4/21/08

Funeral reunions...

There was a reunion in LaCrosse yesterday and like so many it was a reunion at a funeral.

For the largest part of its existence St. Elias has had no resident Priest. Although founded by Saint Raphael of Brooklyn, the parish of Middle Eastern and Greek immigrants in the early 1900's never seemed to be able to take the leap from mission to church and the small body of believers sank into that horrible catch 22 where there was no support from outside to help them obtain a Priest and so no Priest could help them stabilize and since they were not stable they could not get a Priest...

In those days mission policy seemed to be all about gathering a group of people from the old country, sending them a Priest, and then stepping back to see if they sank or swam. St. George in St. Paul, Minnesota had the people to swim. Down river in the much smaller LaCrosse, they sank.
For decades after the founding of the church the only services at St. Elias were whatever could be provided by traveling Priests serving an occasional liturgy, celebrating marriages, and burying the dead. It was often too much for the small group of Orthodox to endure. Numbers dwindled.
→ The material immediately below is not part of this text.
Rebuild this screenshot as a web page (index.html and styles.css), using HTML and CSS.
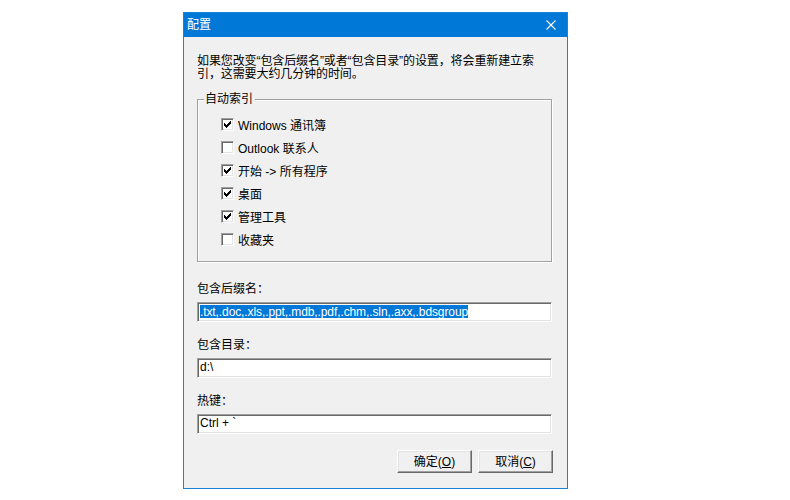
FILE: index.html
```html
<!DOCTYPE html>
<html lang="zh-CN">
<head>
<meta charset="utf-8">
<title>配置</title>
<link rel="stylesheet" href="styles.css">
</head>
<body>
<div class="window">
  <div class="titlebar">
    <span class="title">配置</span>
    <svg class="close" width="10" height="10" viewBox="0 0 10 10"><path d="M0.5 0.5 L9.5 9.5 M9.5 0.5 L0.5 9.5" stroke="#fff" stroke-width="1.1" fill="none"/></svg>
  </div>
  <div class="content">
    <p class="intro">如果您改变“包含后缀名”或者“包含目录”的设置，将会重新建立索<br>引，这需要大约几分钟的时间。</p>
    <div class="group">
      <span class="legend">自动索引</span>
      <div class="row"><span class="box checked"><svg width="7" height="7" viewBox="0 0 7 7"><path d="M0 2h1v1h1v1h1V3h1V2h1V1h1V0h1v3H6v1H5v1H4v1H3v1H2V6H1V5H0z" fill="#000"/></svg></span><span>Windows 通讯簿</span></div>
      <div class="row"><span class="box"></span><span>Outlook 联系人</span></div>
      <div class="row"><span class="box checked"><svg width="7" height="7" viewBox="0 0 7 7"><path d="M0 2h1v1h1v1h1V3h1V2h1V1h1V0h1v3H6v1H5v1H4v1H3v1H2V6H1V5H0z" fill="#000"/></svg></span><span>开始 -&gt; 所有程序</span></div>
      <div class="row"><span class="box checked"><svg width="7" height="7" viewBox="0 0 7 7"><path d="M0 2h1v1h1v1h1V3h1V2h1V1h1V0h1v3H6v1H5v1H4v1H3v1H2V6H1V5H0z" fill="#000"/></svg></span><span>桌面</span></div>
      <div class="row"><span class="box checked"><svg width="7" height="7" viewBox="0 0 7 7"><path d="M0 2h1v1h1v1h1V3h1V2h1V1h1V0h1v3H6v1H5v1H4v1H3v1H2V6H1V5H0z" fill="#000"/></svg></span><span>管理工具</span></div>
      <div class="row"><span class="box"></span><span>收藏夹</span></div>
    </div>
    <div class="field first">
      <div class="label">包含后缀名：</div>
      <div class="input"><span class="sel">.txt,.doc,.xls,.ppt,.mdb,.pdf,.chm,.sln,.axx,.bdsgroup</span></div>
    </div>
    <div class="field">
      <div class="label">包含目录：</div>
      <div class="input">d:\</div>
    </div>
    <div class="field">
      <div class="label">热键：</div>
      <div class="input">Ctrl + `</div>
    </div>
    <div class="buttons">
      <div class="btn">确定(<u>O</u>)</div>
      <div class="btn">取消(<u>C</u>)</div>
    </div>
  </div>
</div>
</body>
</html>
```
FILE: styles.css
```css
html, body {
  margin: 0;
  padding: 0;
  background: #ffffff;
}
body {
  font-family: "Liberation Sans", "Noto Sans CJK SC", sans-serif;
  font-size: 12px;
  color: #000;
}
.window {
  margin: 12px 0 0 183px;
  width: 385px;
  height: 477px;
  box-sizing: border-box;
  border: 1px solid #1883d7;
  background: #f0f0f0;
  display: flex;
  flex-direction: column;
}
.titlebar {
  height: 24px;
  background: #0078d7;
  color: #fff;
  display: flex;
  align-items: center;
  padding-left: 3px;
  font-size: 12px;
}
.title {
  flex: 1;
  line-height: 14px;
}
.close {
  margin-right: 11px;
  display: block;
}
.content {
  padding: 18px 15px 0 13px;
}
.intro {
  margin: 0;
  line-height: 13px;
  white-space: nowrap;
  letter-spacing: -0.1px;
}
.group {
  position: relative;
  margin-top: 18px;
  height: 163px;
  box-sizing: border-box;
  border: 1px solid #a0a0a0;
  box-shadow: inset 1px 1px 0 #ffffff, 1px 1px 0 #ffffff;
  padding: 13px 0 0 23px;
}
.legend {
  position: absolute;
  top: -8px;
  left: 6px;
  padding: 0 2px 0 1px;
  background: #f0f0f0;
  line-height: 14px;
}
.row {
  height: 23px;
  display: flex;
  align-items: center;
  gap: 4px;
}
.box {
  width: 13px;
  height: 13px;
  box-sizing: border-box;
  background: #fff;
  border: 1px solid;
  border-color: #a0a0a0 #ffffff #ffffff #a0a0a0;
  box-shadow: inset 1px 1px 0 #696969, inset -1px -1px 0 #e3e3e3;
  display: flex;
  align-items: center;
  justify-content: center;
}
.box svg {
  display: block;
}
.field {
  margin-top: 16px;
}
.field.first {
  margin-top: 20px;
}
.label {
  line-height: 14px;
  margin-bottom: 6px;
}
.input {
  height: 20px;
  box-sizing: border-box;
  background: #fff;
  border: 1px solid;
  border-color: #a0a0a0 #ffffff #ffffff #a0a0a0;
  box-shadow: inset 1px 1px 0 #696969, inset -1px -1px 0 #e3e3e3;
  padding: 2px 2px 0 2px;
  line-height: 13px;
  white-space: nowrap;
  overflow: hidden;
}
.sel {
  background: #0078d7;
  color: #fff;
  display: inline-block;
  line-height: 12px;
  padding-top: 1px;
  letter-spacing: -0.1px;
}
.buttons {
  margin-top: 16px;
  display: flex;
  justify-content: flex-end;
  gap: 6px;
  margin-right: -1px;
}
.btn {
  width: 75px;
  height: 23px;
  box-sizing: border-box;
  background: #f0f0f0;
  border: 1px solid;
  border-color: #ffffff #696969 #696969 #ffffff;
  box-shadow: inset -1px -1px 0 #a0a0a0, inset 1px 1px 0 #e3e3e3;
  display: flex;
  align-items: center;
  justify-content: center;
  line-height: 14px;
}
```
Many of St. Elias first American born generation became Episcopalians. Before the ravaging flames of heresy burned through the Episcopal Church it was not uncommon for Orthodox to, in the absence of a local Parish, seek some sustenance from the Episcopal Church. And many of the first generation of American born Orthodox at St. Elias attended and then joined the Episcopal Church. It would be hard to blame them. People need a regular church life and there was none to be had at St. Elias. Had there been a plan. Had there been outside support to help the mission along in its earlier years. Would have, could have, should have.
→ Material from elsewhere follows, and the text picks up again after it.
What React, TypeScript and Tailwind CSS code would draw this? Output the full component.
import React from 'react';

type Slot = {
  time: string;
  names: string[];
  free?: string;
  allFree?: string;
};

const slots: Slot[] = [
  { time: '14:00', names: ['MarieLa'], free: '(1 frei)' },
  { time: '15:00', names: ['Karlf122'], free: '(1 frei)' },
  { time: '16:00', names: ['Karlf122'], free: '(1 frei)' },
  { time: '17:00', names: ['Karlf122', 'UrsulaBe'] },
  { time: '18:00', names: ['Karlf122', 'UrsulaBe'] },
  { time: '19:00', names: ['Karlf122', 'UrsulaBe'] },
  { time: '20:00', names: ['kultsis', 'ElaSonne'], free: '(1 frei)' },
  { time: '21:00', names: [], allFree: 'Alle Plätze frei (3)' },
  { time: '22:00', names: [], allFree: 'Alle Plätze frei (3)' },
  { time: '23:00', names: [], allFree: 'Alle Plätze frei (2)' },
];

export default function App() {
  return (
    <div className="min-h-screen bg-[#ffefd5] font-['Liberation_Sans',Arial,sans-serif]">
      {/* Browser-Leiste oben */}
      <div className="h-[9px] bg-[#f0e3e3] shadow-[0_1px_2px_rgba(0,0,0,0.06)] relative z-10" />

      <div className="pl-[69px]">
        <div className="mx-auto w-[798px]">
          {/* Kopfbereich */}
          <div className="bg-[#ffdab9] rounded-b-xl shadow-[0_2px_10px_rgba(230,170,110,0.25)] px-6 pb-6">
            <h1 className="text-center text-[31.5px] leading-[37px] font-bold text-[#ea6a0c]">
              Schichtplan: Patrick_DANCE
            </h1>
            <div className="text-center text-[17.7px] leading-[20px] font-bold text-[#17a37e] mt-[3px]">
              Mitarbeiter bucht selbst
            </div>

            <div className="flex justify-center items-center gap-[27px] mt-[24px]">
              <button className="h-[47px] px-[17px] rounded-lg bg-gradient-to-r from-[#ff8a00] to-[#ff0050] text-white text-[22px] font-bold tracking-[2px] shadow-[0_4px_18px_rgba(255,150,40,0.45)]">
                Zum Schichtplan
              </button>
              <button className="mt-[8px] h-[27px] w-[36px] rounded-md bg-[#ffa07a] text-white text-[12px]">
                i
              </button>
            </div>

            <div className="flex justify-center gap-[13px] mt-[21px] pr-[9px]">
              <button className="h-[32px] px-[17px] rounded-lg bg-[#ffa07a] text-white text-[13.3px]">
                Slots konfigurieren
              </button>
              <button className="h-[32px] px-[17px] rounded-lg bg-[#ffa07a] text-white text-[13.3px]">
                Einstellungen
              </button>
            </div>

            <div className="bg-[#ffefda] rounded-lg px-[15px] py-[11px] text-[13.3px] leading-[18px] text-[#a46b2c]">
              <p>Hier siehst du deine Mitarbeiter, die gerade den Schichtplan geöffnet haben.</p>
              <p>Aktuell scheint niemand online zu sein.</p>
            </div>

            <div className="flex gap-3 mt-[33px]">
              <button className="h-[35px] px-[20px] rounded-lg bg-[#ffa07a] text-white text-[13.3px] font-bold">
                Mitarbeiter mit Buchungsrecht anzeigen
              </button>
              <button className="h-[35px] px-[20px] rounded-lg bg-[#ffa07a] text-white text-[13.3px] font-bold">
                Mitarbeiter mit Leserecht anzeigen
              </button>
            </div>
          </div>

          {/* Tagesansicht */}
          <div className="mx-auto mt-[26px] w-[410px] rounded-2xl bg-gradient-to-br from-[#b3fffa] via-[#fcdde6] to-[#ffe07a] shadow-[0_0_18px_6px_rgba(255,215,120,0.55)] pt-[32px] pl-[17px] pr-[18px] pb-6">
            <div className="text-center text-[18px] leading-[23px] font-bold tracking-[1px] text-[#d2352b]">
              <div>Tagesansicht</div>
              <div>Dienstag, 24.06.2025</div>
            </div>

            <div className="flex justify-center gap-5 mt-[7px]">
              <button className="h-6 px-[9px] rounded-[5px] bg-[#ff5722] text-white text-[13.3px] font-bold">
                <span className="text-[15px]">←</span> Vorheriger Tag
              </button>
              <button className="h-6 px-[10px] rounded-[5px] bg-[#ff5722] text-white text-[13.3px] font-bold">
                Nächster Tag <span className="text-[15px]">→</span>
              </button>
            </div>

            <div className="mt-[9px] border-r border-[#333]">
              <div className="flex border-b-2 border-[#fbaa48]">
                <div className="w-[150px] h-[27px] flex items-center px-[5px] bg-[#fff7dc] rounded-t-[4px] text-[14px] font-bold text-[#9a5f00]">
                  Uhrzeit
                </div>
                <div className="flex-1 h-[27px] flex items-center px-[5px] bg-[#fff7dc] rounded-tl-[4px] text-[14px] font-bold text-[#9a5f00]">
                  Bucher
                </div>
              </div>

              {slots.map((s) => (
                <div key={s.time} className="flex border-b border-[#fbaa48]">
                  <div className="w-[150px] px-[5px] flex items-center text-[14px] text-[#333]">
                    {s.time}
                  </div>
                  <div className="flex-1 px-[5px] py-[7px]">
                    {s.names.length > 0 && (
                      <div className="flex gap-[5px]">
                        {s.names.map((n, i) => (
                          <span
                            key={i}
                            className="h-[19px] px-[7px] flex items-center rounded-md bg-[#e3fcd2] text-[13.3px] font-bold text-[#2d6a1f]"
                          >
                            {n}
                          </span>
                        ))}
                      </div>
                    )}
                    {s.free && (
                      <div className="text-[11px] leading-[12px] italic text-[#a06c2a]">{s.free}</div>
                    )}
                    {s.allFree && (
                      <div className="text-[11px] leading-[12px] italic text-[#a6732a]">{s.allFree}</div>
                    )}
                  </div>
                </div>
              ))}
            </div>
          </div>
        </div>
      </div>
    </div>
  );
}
And so now we have reunions at funerals, reunions where the scattered children of St. Elias come together, people from the same town, with the same names, and often the same baptism but a community sundered apart by the ravages of neglect. My heart aches. It aches for what could have been if just one person or group of people or Hierarch would have said "We need to make this Parish work, we need to help, we need to find a way." At every funeral I meet dozens of people who had been part of St. Elias but who are now lost to us, perhaps forever, and their children, because there was little for them in the years that followed the Parish's founding.

To the extent my heart aches for what could have been I admire the people who stuck it out, those who stayed Orthodox through it all. The people that restarted the Parish in the middle 1970's are warriors although they would probably not describe themselves that way, and martyrs of a kind, bearing witness to the Faith alone on the far edge of the diocese sustained only by faithful Priests who took precious time from their overwhelming schedules to bring life giving sacraments. May their memory, if just for that, be eternal!

And what can we do? For some the mission field is a far off land where people have never heard the Gospel but one part of our mission at St. Elias is to pray for and reach out to, those, who for whatever reason, have been lost to us over time. They are many and there will be things that cannot be undone. But in a way they are still a part of us, dear to our hearts, near to our prayers, our own flesh and blood.

Who knows what can happen in God's timing and will?